--- Begin Information shown ---

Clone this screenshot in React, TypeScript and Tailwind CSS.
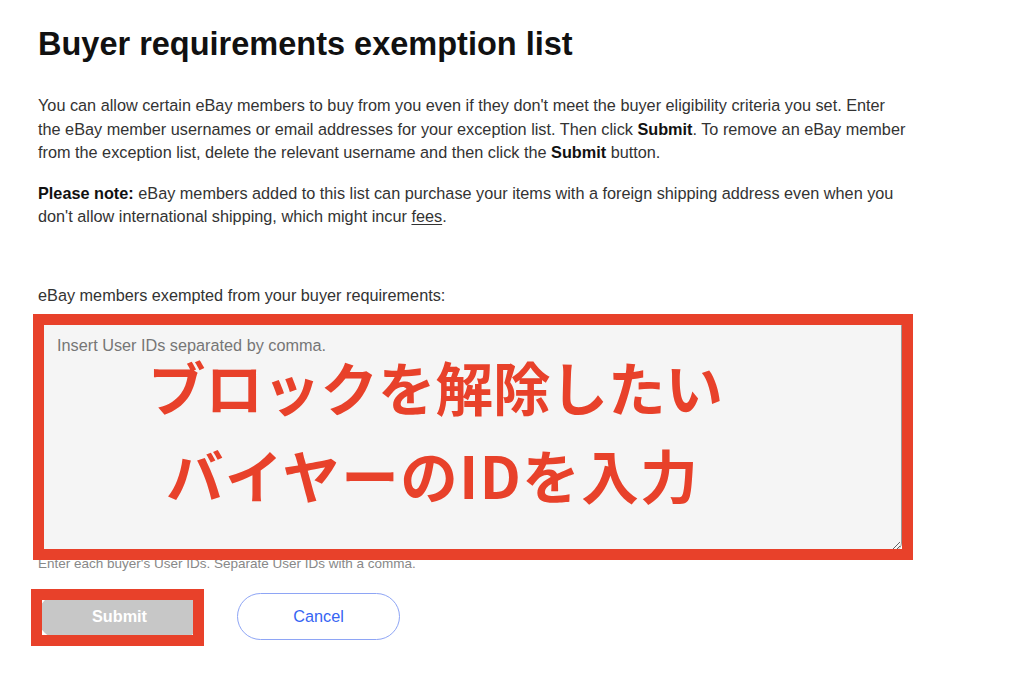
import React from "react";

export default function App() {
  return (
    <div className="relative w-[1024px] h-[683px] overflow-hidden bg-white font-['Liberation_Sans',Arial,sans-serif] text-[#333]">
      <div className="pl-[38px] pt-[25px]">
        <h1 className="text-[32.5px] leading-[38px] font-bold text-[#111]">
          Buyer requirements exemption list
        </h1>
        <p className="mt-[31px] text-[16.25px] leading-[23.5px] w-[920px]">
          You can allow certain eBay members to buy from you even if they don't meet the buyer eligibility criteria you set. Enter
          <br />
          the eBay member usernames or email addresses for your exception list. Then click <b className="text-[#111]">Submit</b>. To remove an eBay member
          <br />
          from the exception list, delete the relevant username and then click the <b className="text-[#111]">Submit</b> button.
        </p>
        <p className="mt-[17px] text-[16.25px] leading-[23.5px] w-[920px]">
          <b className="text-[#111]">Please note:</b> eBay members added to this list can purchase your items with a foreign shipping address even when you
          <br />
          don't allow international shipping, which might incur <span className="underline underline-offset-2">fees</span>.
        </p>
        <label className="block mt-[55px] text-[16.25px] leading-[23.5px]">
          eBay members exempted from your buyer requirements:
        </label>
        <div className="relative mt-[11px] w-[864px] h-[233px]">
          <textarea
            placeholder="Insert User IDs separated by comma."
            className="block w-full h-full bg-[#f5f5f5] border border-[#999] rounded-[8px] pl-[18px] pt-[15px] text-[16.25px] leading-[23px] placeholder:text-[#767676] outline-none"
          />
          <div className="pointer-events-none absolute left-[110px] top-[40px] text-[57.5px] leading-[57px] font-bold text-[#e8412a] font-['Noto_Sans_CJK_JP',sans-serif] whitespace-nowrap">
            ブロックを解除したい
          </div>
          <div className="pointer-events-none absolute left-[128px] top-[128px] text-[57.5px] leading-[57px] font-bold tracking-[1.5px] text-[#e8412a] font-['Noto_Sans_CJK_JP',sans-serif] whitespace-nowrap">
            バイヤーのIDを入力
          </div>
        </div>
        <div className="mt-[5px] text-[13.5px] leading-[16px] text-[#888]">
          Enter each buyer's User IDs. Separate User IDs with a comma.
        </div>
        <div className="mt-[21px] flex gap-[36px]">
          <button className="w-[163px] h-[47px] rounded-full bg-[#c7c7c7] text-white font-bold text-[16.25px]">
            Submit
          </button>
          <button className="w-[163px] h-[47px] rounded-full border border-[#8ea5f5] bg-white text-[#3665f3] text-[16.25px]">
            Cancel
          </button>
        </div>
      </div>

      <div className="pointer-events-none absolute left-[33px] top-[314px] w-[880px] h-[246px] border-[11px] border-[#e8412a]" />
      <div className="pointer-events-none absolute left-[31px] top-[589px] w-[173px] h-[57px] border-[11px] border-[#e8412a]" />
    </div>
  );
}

--- End Information shown ---

Pull out every line in the material above where "React" occurs.

### Worked answer
Clone this screenshot in React, TypeScript and Tailwind CSS.
import React from "react";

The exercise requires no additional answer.